Photo and video manipulation has the ability to alter our perceptions, and if we haven’t learned to think for ourselves, we do ourselves a disservice if we believe everything we read or hear, because we haven’t yet learned the art of common sense.
Add lack of common sense to manipulative practices and you can see how manipulation works. THAT is why some people believe everything they read. THAT is why they blindly follow hate-mongers who want them to believe what the hate-mongers believe. Hate-mongers don't want people thinking for themselves. They want people thinking what they think, and they know that if they're persistent and persuasive enough, they'll have you believing that they are the voices of God and that God speaks through them.
Charles Manson, Jim Jones, and others like them, were gods to their followers, because those "leaders" appealed to their followers' sensibilities (notice I didn't say common sense).
Spreading lies is easy. Spreading the truth is sometimes impossible, because people have already adopted their own belief systems. Another fact is that most people are followers. If the group of people with whom you surround yourself is a die-hard Democrat bunch, NOBODY will convince you that ANY Republican is worthy of your vote. The same works the other way around.
And when we get emails that support our beliefs, we say, "yeah, that's right," without checking the source, because why should we bother? We’ve just found proof that we are right. Most of us don’t care about the truth.
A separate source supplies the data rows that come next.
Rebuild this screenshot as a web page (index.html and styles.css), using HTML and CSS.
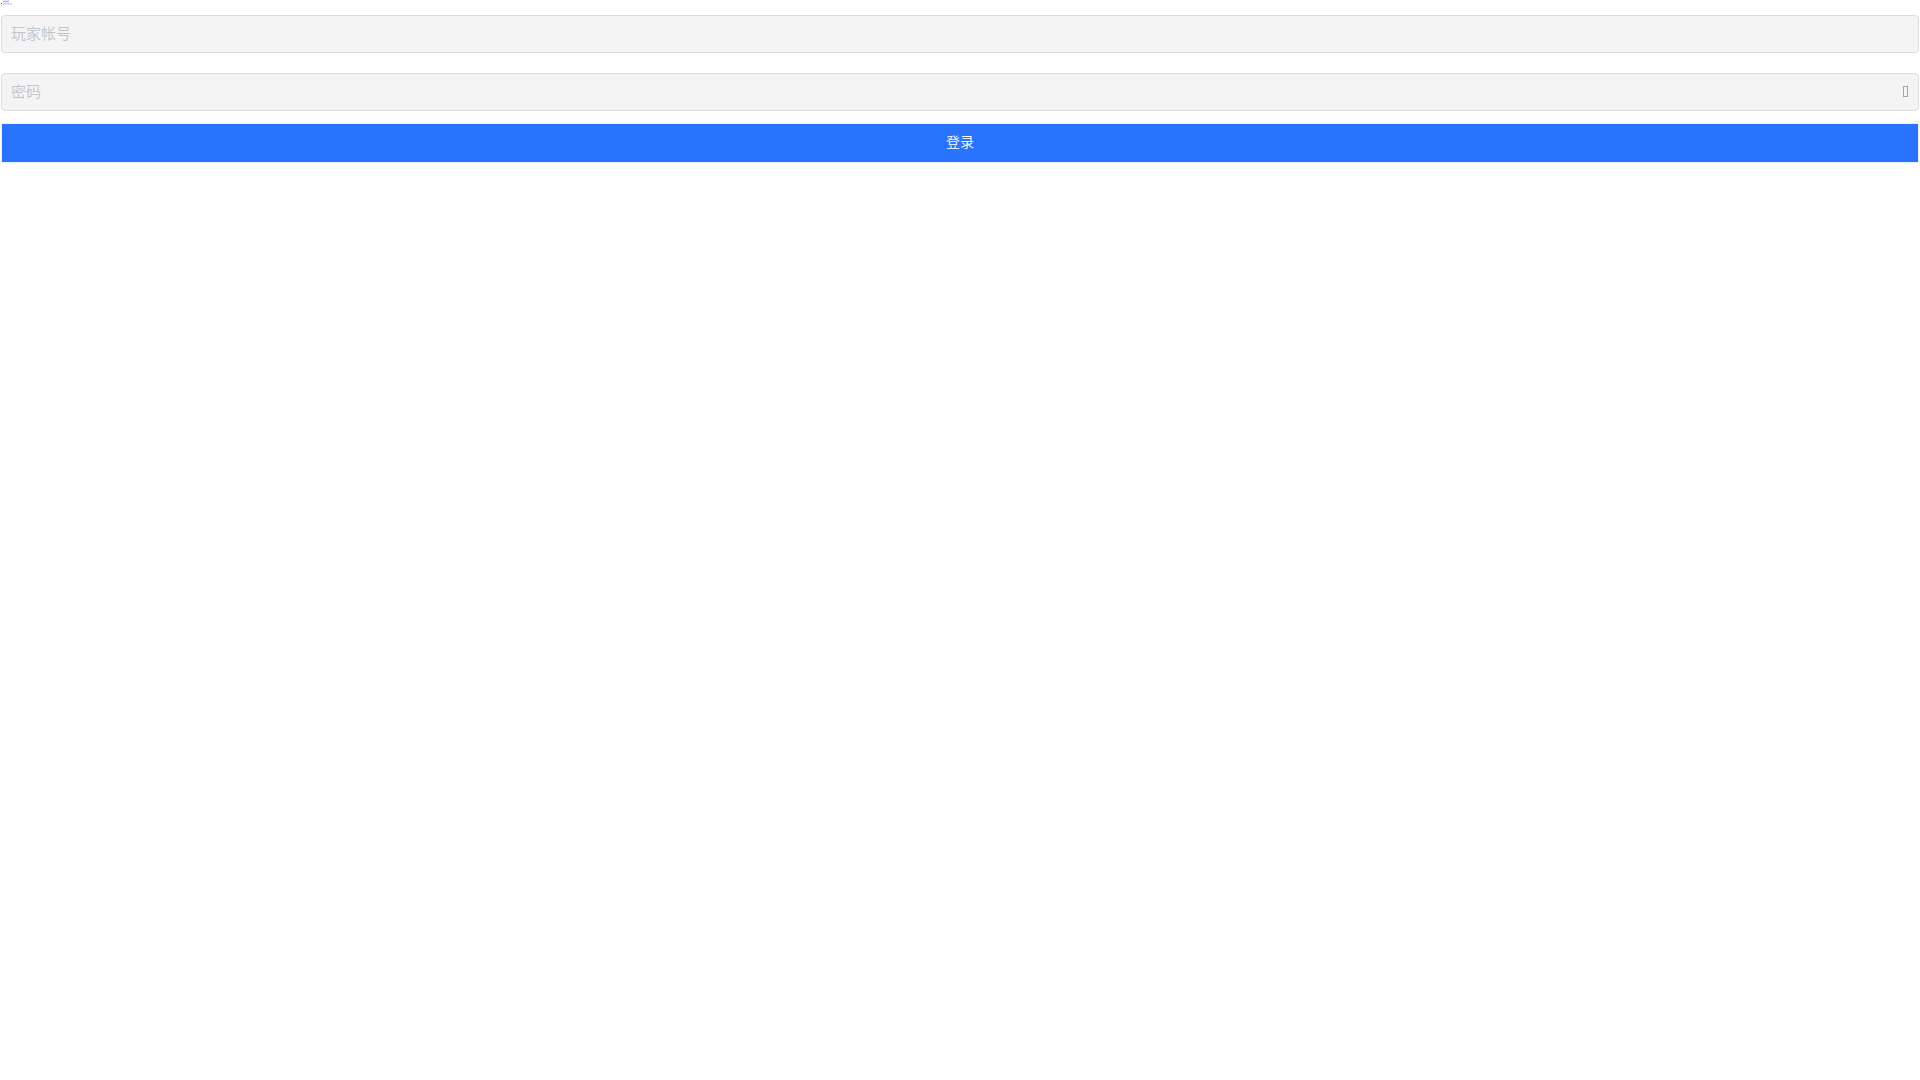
FILE: index.html
```html
<!DOCTYPE html>
<html lang="zh-CN">
<head>
  <meta charset="UTF-8">
  <meta name="viewport" content="width=device-width, initial-scale=1.0">
  <title>登录</title>
  <link rel="stylesheet" href="styles.css">
</head>
<body>
  <main class="login">
    <header class="login-header" aria-hidden="true">
      <span class="dot"></span>
      <span class="brand">
        <span class="brand-name"></span>
        <span class="brand-line"></span>
      </span>
    </header>

    <form id="loginForm">
      <div class="form-item">
        <input type="text" id="account" placeholder="玩家帐号" aria-label="玩家帐号">
      </div>

      <div class="form-item">
        <input type="password" id="password" placeholder="密码" aria-label="密码">
        <button type="button" class="show-pwd" aria-label="显示密码"><span class="glyph"></span></button>
      </div>

      <div class="form-links"><span class="link-line"></span></div>

      <button type="submit" class="login-btn">登录</button>
    </form>
  </main>
</body>
</html>
```

FILE: styles.css
```css
* {
  margin: 0;
  padding: 0;
  box-sizing: border-box;
}

body {
  background: #fff;
  font-family: "Liberation Sans", "Noto Sans CJK SC", sans-serif;
  font-weight: 350;
}

.login {
  padding: 0 1px;
}

.login-header {
  display: flex;
  align-items: flex-end;
  gap: 1px;
  height: 5px;
  margin-bottom: 10px;
}

.dot {
  width: 1px;
  height: 1px;
  margin-bottom: 1px;
  background: #333;
}

.brand-name,
.brand-line {
  display: block;
}

.brand-name {
  width: 6px;
  height: 3px;
  border: solid #dde7fd;
  border-width: 1px 0;
  background: #9dbcfb;
}

.brand-line {
  width: 9px;
  height: 2px;
  background: #dedede;
}

.form-item {
  position: relative;
  margin-bottom: 20px;
}

.form-item input {
  display: block;
  width: 100%;
  height: 38px;
  padding: 0 9px 2px;
  border: 1px solid #dcdcdf;
  border-radius: 4px;
  background: #f4f4f4;
  color: #606266;
  font-family: inherit;
  font-size: 15px;
  font-weight: inherit;
  outline: none;
}

.form-item input::placeholder {
  color: #c0c4cc;
}

.form-item:nth-child(2) {
  margin-bottom: 10px;
}

.show-pwd {
  position: absolute;
  top: 0;
  right: 11px;
  height: 38px;
  padding-bottom: 2px;
  border: none;
  background: none;
  cursor: pointer;
}

.glyph {
  display: block;
  width: 5px;
  height: 11px;
  border: 1px solid #a6a6a6;
}

.form-links {
  display: flex;
  justify-content: flex-end;
  height: 2px;
}

.link-line {
  width: 4px;
  height: 1px;
  background: #e0e0e0;
}

.login-btn {
  display: block;
  width: 100%;
  height: 40px;
  padding-bottom: 4px;
  border: 1px solid #eaf1ff;
  background: #2a73ff;
  color: #fff;
  font-family: inherit;
  font-size: 14px;
  font-weight: inherit;
  cursor: pointer;
}
```
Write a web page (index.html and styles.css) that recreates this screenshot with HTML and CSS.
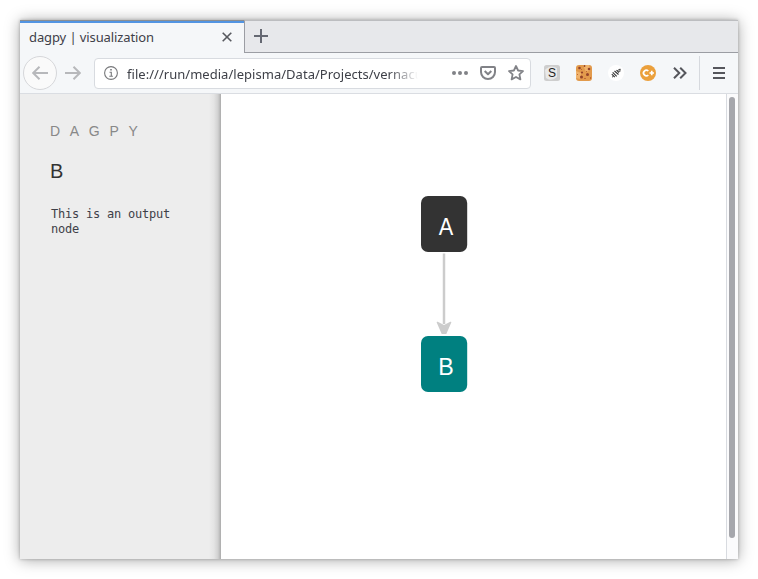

We just want somebody in our corner, even if we find ourselves backed up against a wall.
I once read a book entitled, The Death of Common Sense, by Philip K. Howard. I highly recommend reading that book if you believe that our world is beginning to border on the absurd and that common sense, like Elvis, “has left the building." While the book is more about government bureaucratic idiocy, it speaks to the lack of common sense across the spectrum of life itself.
The more emails I receive that concern spreading hateful demeaning lies, the more I believe that common sense truly is dead.
So what do you think? Are you willing to challenge the emails you receive by checking their validity, or will you continue to believe the lies that spread like a virus from your eyes to your brain?